Among the film’s Estonian locations were two abandoned hydroelectric power stations; downstream along the Jägala River from a chemical plant. Stalker’s sound designer, Vladimir Sharun, recalls it pouring out “poisonous liquids… white foam floating down the river. In fact it was some horrible poison.” Sharun attributes the death of Tarkovsky, his wife Larissa, actors Nikolai Grinko, Aleksandr Kaidanovsky, Anatoly Solonitsyn and others involved in the production to this sinister setting.


Map of Stalker's locations





Stalker inspired Geoff Dyer’s meditation, Zona: A Book about a Film about a Journey to a Room, a detailed examination of the film. Dyer is among the critics to see echoes of the Soviet Gulags in Tarkovsky’s work, finding it “haunted by memories of the camps,” in the vocabulary of the Zone and the Stalker’s shaved head. James Norton’s article ‘Stalking the Stalker’ reaches a similar conclusion, that the Zone “was also the term by which the Gulag was known, as the Russian audience would have recognised.”

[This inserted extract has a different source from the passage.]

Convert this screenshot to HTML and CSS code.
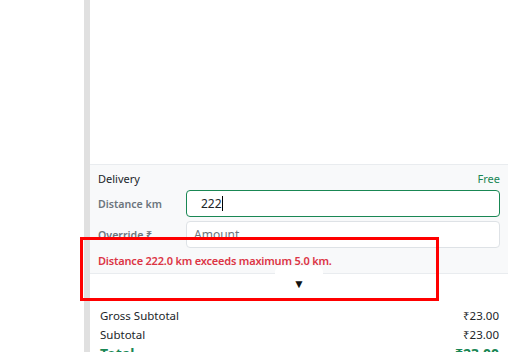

The Strugatsky brothers continued to influence Soviet science fiction, with other popular film adaptations of their work including Dead Mountaineer’s Hotel, and Hard to be a God. The director Konstantin Lopuchansky was an assistant to Tarkovsky on Stalker, and the influence of film and director can be seen in the post-apocalyptic landscapes of Letters from a Dead Man (1986) and Visitor to a Museum (1989). Lopuchansky returned to the dystopian sci-fi theme in 2006 with The Ugly Swans, also based on a novel by the Strugatskys. The Ugly Swans revisits many aspects of Roadside Picnic in its setting of a quarantined zone, mutated children, and allusions to the aftermath of alien visitation.